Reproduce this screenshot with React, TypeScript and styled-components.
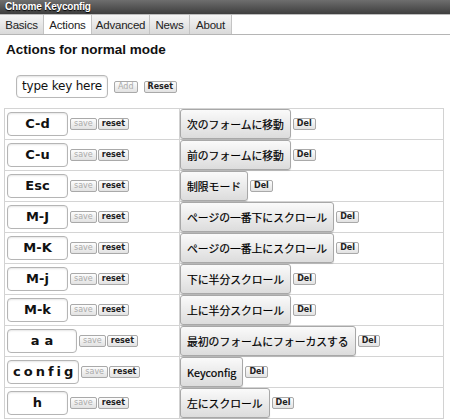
import React, { FC } from "react";
import styled, { createGlobalStyle } from "styled-components";

//Global
const GlobalStyle = createGlobalStyle`
  body {
    margin: 0;
    background: #fff;
    font-family: "Liberation Sans", "Noto Sans CJK JP", sans-serif;
    color: #111;
  }
`;

//Styles
const TitleBar = styled.div`
  height: 14px;
  background: linear-gradient(#6e6e6e, #3e3e3e);
  color: #fff;
  font-weight: bold;
  font-size: 10px;
  line-height: 14px;
  padding-left: 5px;
  letter-spacing: -0.2px;
  text-shadow: 0 1px 1px #000;
`;

const TabStrip = styled.div`
  display: flex;
  height: 19px;
  border-top: 1px solid #bdbdbd;
  border-bottom: 1px solid #b5b5b5;
  background: #fff;
`;

const Tab = styled.div<{ active?: boolean; width: number }>`
  display: flex;
  align-items: center;
  justify-content: center;
  width: ${(p) => p.width}px;
  box-sizing: border-box;
  font-size: 11.5px;
  letter-spacing: -0.2px;
  color: #222;
  border-right: 1px solid #c4c4c4;
  background: ${(p) => (p.active ? "#fff" : "linear-gradient(#f6f6f6, #d9d9d9)")};
`;

const Heading = styled.h1`
  margin: 0;
  padding: 6px 0 0 6px;
  height: 22px;
  font-size: 13.5px;
  font-weight: bold;
  line-height: 18px;
  color: #111;
`;

const AddRow = styled.div`
  display: flex;
  align-items: center;
  gap: 6px;
  padding: 12px 0 0 16px;
  height: 23px;
`;

const NewKeyInput = styled.div`
  width: 90px;
  height: 21px;
  border: 1px solid #b8b8b8;
  border-radius: 4px;
  box-shadow: inset 0 1px 2px rgba(0, 0, 0, 0.12);
  font-family: "DejaVu Sans", sans-serif;
  font-size: 12px;
  letter-spacing: -0.2px;
  line-height: 21px;
  text-align: center;
  color: #111;
`;

const SmallButton = styled.button<{ disabled?: boolean }>`
  height: 12px;
  padding: 0 3px;
  margin: 0;
  font-family: "DejaVu Sans", sans-serif;
  font-size: 8px;
  font-weight: ${(p) => (p.disabled ? "normal" : "bold")};
  line-height: 10px;
  color: ${(p) => (p.disabled ? "#aaa" : "#222")};
  background: linear-gradient(#fdfdfd, #e2e2e2);
  border: 1px solid #a9a9a9;
  border-radius: 2px;
`;

const Table = styled.table`
  margin: 10px 0 0 4px;
  width: 440px;
  border-collapse: collapse;
  border: 1px solid #d2d2d2;
`;

const Row = styled.tr`
  height: 31px;
  border-top: 1px solid #d4d4d4;
`;

const KeyCell = styled.td`
  width: 172px;
  padding: 0 0 0 2px;
  border-right: 1px solid #d4d4d4;
  vertical-align: middle;
`;

const KeyWrap = styled.div`
  display: flex;
  align-items: center;
  gap: 1px;
`;

const KeyBox = styled.div<{ spacing: number }>`
  min-width: 59px;
  height: 22px;
  padding: 0 ${(p) => (p.spacing ? 2 : 0)}px 0 ${(p) => (p.spacing ? 2 + p.spacing : 0)}px;
  margin-right: 1px;
  border: 1px solid #b5b5b5;
  border-radius: 4px;
  box-shadow: inset 0 1px 2px rgba(0, 0, 0, 0.1);
  font-family: "DejaVu Sans", sans-serif;
  font-size: 13px;
  font-weight: bold;
  line-height: 22px;
  letter-spacing: ${(p) => p.spacing}px;
  text-align: center;
  color: #111;
`;

const ActionCell = styled.td`
  padding: 0;
  vertical-align: top;
`;

const ActionWrap = styled.div`
  display: flex;
  align-items: center;
  gap: 2px;
`;

const ActionButton = styled.button`
  height: 30px;
  padding: 0 6px;
  margin: 0;
  font-family: "Noto Sans CJK JP", sans-serif;
  font-size: 10.8px;
  font-weight: normal;
  color: #000;
  background: linear-gradient(#fafafa, #dcdcdc);
  border: 1px solid #a8a8a8;
  border-radius: 3px;
  box-shadow: 0 1px 1px rgba(0, 0, 0, 0.15);
  white-space: nowrap;
  -webkit-text-stroke: 0.2px #000;
`;

interface Binding {
  keyName: string;
  action: string;
  spacing?: number;
}

const bindings: Binding[] = [
  { keyName: "C-d", action: "次のフォームに移動" },
  { keyName: "C-u", action: "前のフォームに移動" },
  { keyName: "Esc", action: "制限モード" },
  { keyName: "M-J", action: "ページの一番下にスクロール" },
  { keyName: "M-K", action: "ページの一番上にスクロール" },
  { keyName: "M-j", action: "下に半分スクロール" },
  { keyName: "M-k", action: "上に半分スクロール" },
  { keyName: "aa", action: "最初のフォームにフォーカスする", spacing: 5 },
  { keyName: "config", action: "Keyconfig", spacing: 3 },
  { keyName: "h", action: "左にスクロール" },
];

const tabs = [
  { label: "Basics", width: 44 },
  { label: "Actions", width: 48, active: true },
  { label: "Advanced", width: 58 },
  { label: "News", width: 40 },
  { label: "About", width: 42 },
];

const App: FC = () => {
  return (
    <>
      <GlobalStyle />
      <TitleBar>Chrome Keyconfig</TitleBar>
      <TabStrip>
        {tabs.map((t) => (
          <Tab key={t.label} active={t.active} width={t.width}>
            {t.label}
          </Tab>
        ))}
      </TabStrip>
      <Heading>Actions for normal mode</Heading>
      <AddRow>
        <NewKeyInput>type key here</NewKeyInput>
        <SmallButton disabled>Add</SmallButton>
        <SmallButton>Reset</SmallButton>
      </AddRow>
      <Table>
        <tbody>
          {bindings.map((b) => (
            <Row key={b.keyName}>
              <KeyCell>
                <KeyWrap>
                  <KeyBox spacing={b.spacing || 0}>{b.keyName}</KeyBox>
                  <SmallButton disabled>save</SmallButton>
                  <SmallButton>reset</SmallButton>
                </KeyWrap>
              </KeyCell>
              <ActionCell>
                <ActionWrap>
                  <ActionButton>{b.action}</ActionButton>
                  <SmallButton>Del</SmallButton>
                </ActionWrap>
              </ActionCell>
            </Row>
          ))}
        </tbody>
      </Table>
    </>
  );
};

export default App;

_ _ _ _ _ _ _

• [Exercise prompt]:
In this exercise, set down all of the data exactly, without the pictures.

• [Written response]:
Reproduce this screenshot with React, TypeScript and styled-components.
import React, { FC } from "react";
import styled, { createGlobalStyle } from "styled-components";

//Global
const GlobalStyle = createGlobalStyle`
  body {
    margin: 0;
    background: #fff;
    font-family: "Liberation Sans", "Noto Sans CJK JP", sans-serif;
    color: #111;
  }
`;

//Styles
const TitleBar = styled.div`
  height: 14px;
  background: linear-gradient(#6e6e6e, #3e3e3e);
  color: #fff;
  font-weight: bold;
  font-size: 10px;
  line-height: 14px;
  padding-left: 5px;
  letter-spacing: -0.2px;
  text-shadow: 0 1px 1px #000;
`;

const TabStrip = styled.div`
  display: flex;
  height: 19px;
  border-top: 1px solid #bdbdbd;
  border-bottom: 1px solid #b5b5b5;
  background: #fff;
`;

const Tab = styled.div<{ active?: boolean; width: number }>`
  display: flex;
  align-items: center;
  justify-content: center;
  width: ${(p) => p.width}px;
  box-sizing: border-box;
  font-size: 11.5px;
  letter-spacing: -0.2px;
  color: #222;
  border-right: 1px solid #c4c4c4;
  background: ${(p) => (p.active ? "#fff" : "linear-gradient(#f6f6f6, #d9d9d9)")};
`;

const Heading = styled.h1`
  margin: 0;
  padding: 6px 0 0 6px;
  height: 22px;
  font-size: 13.5px;
  font-weight: bold;
  line-height: 18px;
  color: #111;
`;

const AddRow = styled.div`
  display: flex;
  align-items: center;
  gap: 6px;
  padding: 12px 0 0 16px;
  height: 23px;
`;

const NewKeyInput = styled.div`
  width: 90px;
  height: 21px;
  border: 1px solid #b8b8b8;
  border-radius: 4px;
  box-shadow: inset 0 1px 2px rgba(0, 0, 0, 0.12);
  font-family: "DejaVu Sans", sans-serif;
  font-size: 12px;
  letter-spacing: -0.2px;
  line-height: 21px;
  text-align: center;
  color: #111;
`;

const SmallButton = styled.button<{ disabled?: boolean }>`
  height: 12px;
  padding: 0 3px;
  margin: 0;
  font-family: "DejaVu Sans", sans-serif;
  font-size: 8px;
  font-weight: ${(p) => (p.disabled ? "normal" : "bold")};
  line-height: 10px;
  color: ${(p) => (p.disabled ? "#aaa" : "#222")};
  background: linear-gradient(#fdfdfd, #e2e2e2);
  border: 1px solid #a9a9a9;
  border-radius: 2px;
`;

const Table = styled.table`
  margin: 10px 0 0 4px;
  width: 440px;
  border-collapse: collapse;
  border: 1px solid #d2d2d2;
`;

const Row = styled.tr`
  height: 31px;
  border-top: 1px solid #d4d4d4;
`;

const KeyCell = styled.td`
  width: 172px;
  padding: 0 0 0 2px;
  border-right: 1px solid #d4d4d4;
  vertical-align: middle;
`;

const KeyWrap = styled.div`
  display: flex;
  align-items: center;
  gap: 1px;
`;

const KeyBox = styled.div<{ spacing: number }>`
  min-width: 59px;
  height: 22px;
  padding: 0 ${(p) => (p.spacing ? 2 : 0)}px 0 ${(p) => (p.spacing ? 2 + p.spacing : 0)}px;
  margin-right: 1px;
  border: 1px solid #b5b5b5;
  border-radius: 4px;
  box-shadow: inset 0 1px 2px rgba(0, 0, 0, 0.1);
  font-family: "DejaVu Sans", sans-serif;
  font-size: 13px;
  font-weight: bold;
  line-height: 22px;
  letter-spacing: ${(p) => p.spacing}px;
  text-align: center;
  color: #111;
`;

const ActionCell = styled.td`
  padding: 0;
  vertical-align: top;
`;

const ActionWrap = styled.div`
  display: flex;
  align-items: center;
  gap: 2px;
`;

const ActionButton = styled.button`
  height: 30px;
  padding: 0 6px;
  margin: 0;
  font-family: "Noto Sans CJK JP", sans-serif;
  font-size: 10.8px;
  font-weight: normal;
  color: #000;
  background: linear-gradient(#fafafa, #dcdcdc);
  border: 1px solid #a8a8a8;
  border-radius: 3px;
  box-shadow: 0 1px 1px rgba(0, 0, 0, 0.15);
  white-space: nowrap;
  -webkit-text-stroke: 0.2px #000;
`;

interface Binding {
  keyName: string;
  action: string;
  spacing?: number;
}

const bindings: Binding[] = [
  { keyName: "C-d", action: "次のフォームに移動" },
  { keyName: "C-u", action: "前のフォームに移動" },
  { keyName: "Esc", action: "制限モード" },
  { keyName: "M-J", action: "ページの一番下にスクロール" },
  { keyName: "M-K", action: "ページの一番上にスクロール" },
  { keyName: "M-j", action: "下に半分スクロール" },
  { keyName: "M-k", action: "上に半分スクロール" },
  { keyName: "aa", action: "最初のフォームにフォーカスする", spacing: 5 },
  { keyName: "config", action: "Keyconfig", spacing: 3 },
  { keyName: "h", action: "左にスクロール" },
];

const tabs = [
  { label: "Basics", width: 44 },
  { label: "Actions", width: 48, active: true },
  { label: "Advanced", width: 58 },
  { label: "News", width: 40 },
  { label: "About", width: 42 },
];

const App: FC = () => {
  return (
    <>
      <GlobalStyle />
      <TitleBar>Chrome Keyconfig</TitleBar>
      <TabStrip>
        {tabs.map((t) => (
          <Tab key={t.label} active={t.active} width={t.width}>
            {t.label}
          </Tab>
        ))}
      </TabStrip>
      <Heading>Actions for normal mode</Heading>
      <AddRow>
        <NewKeyInput>type key here</NewKeyInput>
        <SmallButton disabled>Add</SmallButton>
        <SmallButton>Reset</SmallButton>
      </AddRow>
      <Table>
        <tbody>
          {bindings.map((b) => (
            <Row key={b.keyName}>
              <KeyCell>
                <KeyWrap>
                  <KeyBox spacing={b.spacing || 0}>{b.keyName}</KeyBox>
                  <SmallButton disabled>save</SmallButton>
                  <SmallButton>reset</SmallButton>
                </KeyWrap>
              </KeyCell>
              <ActionCell>
                <ActionWrap>
                  <ActionButton>{b.action}</ActionButton>
                  <SmallButton>Del</SmallButton>
                </ActionWrap>
              </ActionCell>
            </Row>
          ))}
        </tbody>
      </Table>
    </>
  );
};

export default App;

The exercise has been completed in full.